▶ **Given instruction**: Write out each line exactly as it stands, please.
___
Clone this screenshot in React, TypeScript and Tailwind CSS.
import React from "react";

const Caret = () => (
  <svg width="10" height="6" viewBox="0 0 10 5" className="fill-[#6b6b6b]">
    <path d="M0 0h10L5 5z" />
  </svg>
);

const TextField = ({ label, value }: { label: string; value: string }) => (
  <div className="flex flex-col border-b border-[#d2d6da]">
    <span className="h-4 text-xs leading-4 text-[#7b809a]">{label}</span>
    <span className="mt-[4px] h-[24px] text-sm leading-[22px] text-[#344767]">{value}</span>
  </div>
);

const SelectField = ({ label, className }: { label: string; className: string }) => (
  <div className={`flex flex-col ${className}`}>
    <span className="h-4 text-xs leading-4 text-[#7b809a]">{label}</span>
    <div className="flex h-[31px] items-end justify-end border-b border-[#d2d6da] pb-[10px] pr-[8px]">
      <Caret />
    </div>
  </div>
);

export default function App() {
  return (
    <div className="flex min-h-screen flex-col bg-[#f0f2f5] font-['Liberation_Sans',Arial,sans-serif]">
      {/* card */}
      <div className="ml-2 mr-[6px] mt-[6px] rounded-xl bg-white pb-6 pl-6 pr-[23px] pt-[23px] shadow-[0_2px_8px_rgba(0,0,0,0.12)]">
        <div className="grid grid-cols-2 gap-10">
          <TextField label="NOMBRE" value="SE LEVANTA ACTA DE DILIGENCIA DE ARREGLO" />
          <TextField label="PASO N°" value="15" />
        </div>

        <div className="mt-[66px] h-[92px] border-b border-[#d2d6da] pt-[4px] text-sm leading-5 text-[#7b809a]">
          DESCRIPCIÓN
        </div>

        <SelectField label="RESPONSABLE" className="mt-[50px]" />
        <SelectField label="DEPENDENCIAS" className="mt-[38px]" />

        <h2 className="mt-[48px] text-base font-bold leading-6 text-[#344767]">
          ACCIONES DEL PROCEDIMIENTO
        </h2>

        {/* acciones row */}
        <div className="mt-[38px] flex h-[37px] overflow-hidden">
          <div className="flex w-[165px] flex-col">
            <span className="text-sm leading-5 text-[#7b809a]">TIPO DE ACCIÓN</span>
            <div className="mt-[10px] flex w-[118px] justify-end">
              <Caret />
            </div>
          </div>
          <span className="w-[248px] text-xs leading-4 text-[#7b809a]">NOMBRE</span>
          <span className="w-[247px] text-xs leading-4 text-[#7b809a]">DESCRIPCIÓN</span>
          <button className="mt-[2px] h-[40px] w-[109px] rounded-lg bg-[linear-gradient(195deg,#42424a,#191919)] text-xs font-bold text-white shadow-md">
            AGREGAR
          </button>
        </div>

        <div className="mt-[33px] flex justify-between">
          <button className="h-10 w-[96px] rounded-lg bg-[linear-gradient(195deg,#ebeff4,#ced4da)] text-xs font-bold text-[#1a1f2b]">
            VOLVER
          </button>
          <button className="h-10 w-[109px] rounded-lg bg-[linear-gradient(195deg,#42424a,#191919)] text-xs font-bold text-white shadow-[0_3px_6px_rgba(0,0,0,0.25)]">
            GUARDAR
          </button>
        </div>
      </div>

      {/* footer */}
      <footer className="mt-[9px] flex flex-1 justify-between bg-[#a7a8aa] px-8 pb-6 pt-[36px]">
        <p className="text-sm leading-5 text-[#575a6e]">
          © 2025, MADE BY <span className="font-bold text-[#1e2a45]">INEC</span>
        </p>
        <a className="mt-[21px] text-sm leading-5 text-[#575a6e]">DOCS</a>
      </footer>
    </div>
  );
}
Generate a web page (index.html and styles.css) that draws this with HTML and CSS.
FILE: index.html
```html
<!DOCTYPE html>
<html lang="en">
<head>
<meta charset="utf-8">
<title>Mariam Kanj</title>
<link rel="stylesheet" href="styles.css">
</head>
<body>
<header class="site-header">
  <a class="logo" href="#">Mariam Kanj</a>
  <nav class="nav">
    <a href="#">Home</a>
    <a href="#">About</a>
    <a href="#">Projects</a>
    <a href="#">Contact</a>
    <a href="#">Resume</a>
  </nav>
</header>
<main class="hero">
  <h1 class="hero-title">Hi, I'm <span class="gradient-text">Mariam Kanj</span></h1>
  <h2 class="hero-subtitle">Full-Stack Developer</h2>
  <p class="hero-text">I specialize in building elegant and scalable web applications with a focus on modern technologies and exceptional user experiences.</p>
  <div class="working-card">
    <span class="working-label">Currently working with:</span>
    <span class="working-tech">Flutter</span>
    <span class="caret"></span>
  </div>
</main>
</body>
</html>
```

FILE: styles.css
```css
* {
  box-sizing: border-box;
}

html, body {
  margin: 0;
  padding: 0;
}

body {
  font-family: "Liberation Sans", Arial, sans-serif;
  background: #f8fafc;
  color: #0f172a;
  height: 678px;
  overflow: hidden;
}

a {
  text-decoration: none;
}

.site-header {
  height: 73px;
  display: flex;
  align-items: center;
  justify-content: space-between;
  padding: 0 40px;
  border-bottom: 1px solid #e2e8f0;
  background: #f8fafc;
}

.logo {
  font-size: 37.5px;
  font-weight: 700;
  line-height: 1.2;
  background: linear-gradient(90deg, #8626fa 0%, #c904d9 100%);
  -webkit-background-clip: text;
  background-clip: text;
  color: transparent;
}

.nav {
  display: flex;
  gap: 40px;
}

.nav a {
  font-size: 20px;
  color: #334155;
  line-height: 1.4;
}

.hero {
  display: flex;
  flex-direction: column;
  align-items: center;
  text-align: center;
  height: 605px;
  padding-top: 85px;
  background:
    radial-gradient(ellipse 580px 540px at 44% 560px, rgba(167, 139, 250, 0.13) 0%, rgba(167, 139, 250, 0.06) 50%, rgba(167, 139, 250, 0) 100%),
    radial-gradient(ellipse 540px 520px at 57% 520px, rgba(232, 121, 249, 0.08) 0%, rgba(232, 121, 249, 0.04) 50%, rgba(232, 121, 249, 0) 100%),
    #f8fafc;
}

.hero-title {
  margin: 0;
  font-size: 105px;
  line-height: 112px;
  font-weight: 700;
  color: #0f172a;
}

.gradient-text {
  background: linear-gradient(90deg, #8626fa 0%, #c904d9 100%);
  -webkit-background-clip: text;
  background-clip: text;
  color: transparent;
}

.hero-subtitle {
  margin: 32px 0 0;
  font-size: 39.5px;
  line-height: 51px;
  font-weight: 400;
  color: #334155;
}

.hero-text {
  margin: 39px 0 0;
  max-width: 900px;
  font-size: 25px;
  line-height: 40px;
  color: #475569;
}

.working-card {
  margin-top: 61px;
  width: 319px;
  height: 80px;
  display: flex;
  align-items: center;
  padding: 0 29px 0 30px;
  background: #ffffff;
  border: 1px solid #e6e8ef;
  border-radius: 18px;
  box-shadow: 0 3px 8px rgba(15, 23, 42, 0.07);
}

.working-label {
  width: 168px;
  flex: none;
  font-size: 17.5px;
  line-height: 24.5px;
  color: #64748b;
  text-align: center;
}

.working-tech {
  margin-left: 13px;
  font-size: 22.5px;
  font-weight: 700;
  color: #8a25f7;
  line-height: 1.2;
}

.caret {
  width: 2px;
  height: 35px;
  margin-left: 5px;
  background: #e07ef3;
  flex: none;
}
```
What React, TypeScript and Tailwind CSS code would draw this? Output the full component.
___
▶ **Problem solution**:
Clone this screenshot in React, TypeScript and Tailwind CSS.
import React from "react";

const Caret = () => (
  <svg width="10" height="6" viewBox="0 0 10 5" className="fill-[#6b6b6b]">
    <path d="M0 0h10L5 5z" />
  </svg>
);

const TextField = ({ label, value }: { label: string; value: string }) => (
  <div className="flex flex-col border-b border-[#d2d6da]">
    <span className="h-4 text-xs leading-4 text-[#7b809a]">{label}</span>
    <span className="mt-[4px] h-[24px] text-sm leading-[22px] text-[#344767]">{value}</span>
  </div>
);

const SelectField = ({ label, className }: { label: string; className: string }) => (
  <div className={`flex flex-col ${className}`}>
    <span className="h-4 text-xs leading-4 text-[#7b809a]">{label}</span>
    <div className="flex h-[31px] items-end justify-end border-b border-[#d2d6da] pb-[10px] pr-[8px]">
      <Caret />
    </div>
  </div>
);

export default function App() {
  return (
    <div className="flex min-h-screen flex-col bg-[#f0f2f5] font-['Liberation_Sans',Arial,sans-serif]">
      {/* card */}
      <div className="ml-2 mr-[6px] mt-[6px] rounded-xl bg-white pb-6 pl-6 pr-[23px] pt-[23px] shadow-[0_2px_8px_rgba(0,0,0,0.12)]">
        <div className="grid grid-cols-2 gap-10">
          <TextField label="NOMBRE" value="SE LEVANTA ACTA DE DILIGENCIA DE ARREGLO" />
          <TextField label="PASO N°" value="15" />
        </div>

        <div className="mt-[66px] h-[92px] border-b border-[#d2d6da] pt-[4px] text-sm leading-5 text-[#7b809a]">
          DESCRIPCIÓN
        </div>

        <SelectField label="RESPONSABLE" className="mt-[50px]" />
        <SelectField label="DEPENDENCIAS" className="mt-[38px]" />

        <h2 className="mt-[48px] text-base font-bold leading-6 text-[#344767]">
          ACCIONES DEL PROCEDIMIENTO
        </h2>

        {/* acciones row */}
        <div className="mt-[38px] flex h-[37px] overflow-hidden">
          <div className="flex w-[165px] flex-col">
            <span className="text-sm leading-5 text-[#7b809a]">TIPO DE ACCIÓN</span>
            <div className="mt-[10px] flex w-[118px] justify-end">
              <Caret />
            </div>
          </div>
          <span className="w-[248px] text-xs leading-4 text-[#7b809a]">NOMBRE</span>
          <span className="w-[247px] text-xs leading-4 text-[#7b809a]">DESCRIPCIÓN</span>
          <button className="mt-[2px] h-[40px] w-[109px] rounded-lg bg-[linear-gradient(195deg,#42424a,#191919)] text-xs font-bold text-white shadow-md">
            AGREGAR
          </button>
        </div>

        <div className="mt-[33px] flex justify-between">
          <button className="h-10 w-[96px] rounded-lg bg-[linear-gradient(195deg,#ebeff4,#ced4da)] text-xs font-bold text-[#1a1f2b]">
            VOLVER
          </button>
          <button className="h-10 w-[109px] rounded-lg bg-[linear-gradient(195deg,#42424a,#191919)] text-xs font-bold text-white shadow-[0_3px_6px_rgba(0,0,0,0.25)]">
            GUARDAR
          </button>
        </div>
      </div>

      {/* footer */}
      <footer className="mt-[9px] flex flex-1 justify-between bg-[#a7a8aa] px-8 pb-6 pt-[36px]">
        <p className="text-sm leading-5 text-[#575a6e]">
          © 2025, MADE BY <span className="font-bold text-[#1e2a45]">INEC</span>
        </p>
        <a className="mt-[21px] text-sm leading-5 text-[#575a6e]">DOCS</a>
      </footer>
    </div>
  );
}
Generate a web page (index.html and styles.css) that draws this with HTML and CSS.
FILE: index.html
```html
<!DOCTYPE html>
<html lang="en">
<head>
<meta charset="utf-8">
<title>Mariam Kanj</title>
<link rel="stylesheet" href="styles.css">
</head>
<body>
<header class="site-header">
  <a class="logo" href="#">Mariam Kanj</a>
  <nav class="nav">
    <a href="#">Home</a>
    <a href="#">About</a>
    <a href="#">Projects</a>
    <a href="#">Contact</a>
    <a href="#">Resume</a>
  </nav>
</header>
<main class="hero">
  <h1 class="hero-title">Hi, I'm <span class="gradient-text">Mariam Kanj</span></h1>
  <h2 class="hero-subtitle">Full-Stack Developer</h2>
  <p class="hero-text">I specialize in building elegant and scalable web applications with a focus on modern technologies and exceptional user experiences.</p>
  <div class="working-card">
    <span class="working-label">Currently working with:</span>
    <span class="working-tech">Flutter</span>
    <span class="caret"></span>
  </div>
</main>
</body>
</html>
```

FILE: styles.css
```css
* {
  box-sizing: border-box;
}

html, body {
  margin: 0;
  padding: 0;
}

body {
  font-family: "Liberation Sans", Arial, sans-serif;
  background: #f8fafc;
  color: #0f172a;
  height: 678px;
  overflow: hidden;
}

a {
  text-decoration: none;
}

.site-header {
  height: 73px;
  display: flex;
  align-items: center;
  justify-content: space-between;
  padding: 0 40px;
  border-bottom: 1px solid #e2e8f0;
  background: #f8fafc;
}

.logo {
  font-size: 37.5px;
  font-weight: 700;
  line-height: 1.2;
  background: linear-gradient(90deg, #8626fa 0%, #c904d9 100%);
  -webkit-background-clip: text;
  background-clip: text;
  color: transparent;
}

.nav {
  display: flex;
  gap: 40px;
}

.nav a {
  font-size: 20px;
  color: #334155;
  line-height: 1.4;
}

.hero {
  display: flex;
  flex-direction: column;
  align-items: center;
  text-align: center;
  height: 605px;
  padding-top: 85px;
  background:
    radial-gradient(ellipse 580px 540px at 44% 560px, rgba(167, 139, 250, 0.13) 0%, rgba(167, 139, 250, 0.06) 50%, rgba(167, 139, 250, 0) 100%),
    radial-gradient(ellipse 540px 520px at 57% 520px, rgba(232, 121, 249, 0.08) 0%, rgba(232, 121, 249, 0.04) 50%, rgba(232, 121, 249, 0) 100%),
    #f8fafc;
}

.hero-title {
  margin: 0;
  font-size: 105px;
  line-height: 112px;
  font-weight: 700;
  color: #0f172a;
}

.gradient-text {
  background: linear-gradient(90deg, #8626fa 0%, #c904d9 100%);
  -webkit-background-clip: text;
  background-clip: text;
  color: transparent;
}

.hero-subtitle {
  margin: 32px 0 0;
  font-size: 39.5px;
  line-height: 51px;
  font-weight: 400;
  color: #334155;
}

.hero-text {
  margin: 39px 0 0;
  max-width: 900px;
  font-size: 25px;
  line-height: 40px;
  color: #475569;
}

.working-card {
  margin-top: 61px;
  width: 319px;
  height: 80px;
  display: flex;
  align-items: center;
  padding: 0 29px 0 30px;
  background: #ffffff;
  border: 1px solid #e6e8ef;
  border-radius: 18px;
  box-shadow: 0 3px 8px rgba(15, 23, 42, 0.07);
}

.working-label {
  width: 168px;
  flex: none;
  font-size: 17.5px;
  line-height: 24.5px;
  color: #64748b;
  text-align: center;
}

.working-tech {
  margin-left: 13px;
  font-size: 22.5px;
  font-weight: 700;
  color: #8a25f7;
  line-height: 1.2;
}

.caret {
  width: 2px;
  height: 35px;
  margin-left: 5px;
  background: #e07ef3;
  flex: none;
}
```
What React, TypeScript and Tailwind CSS code would draw this? Output the full component.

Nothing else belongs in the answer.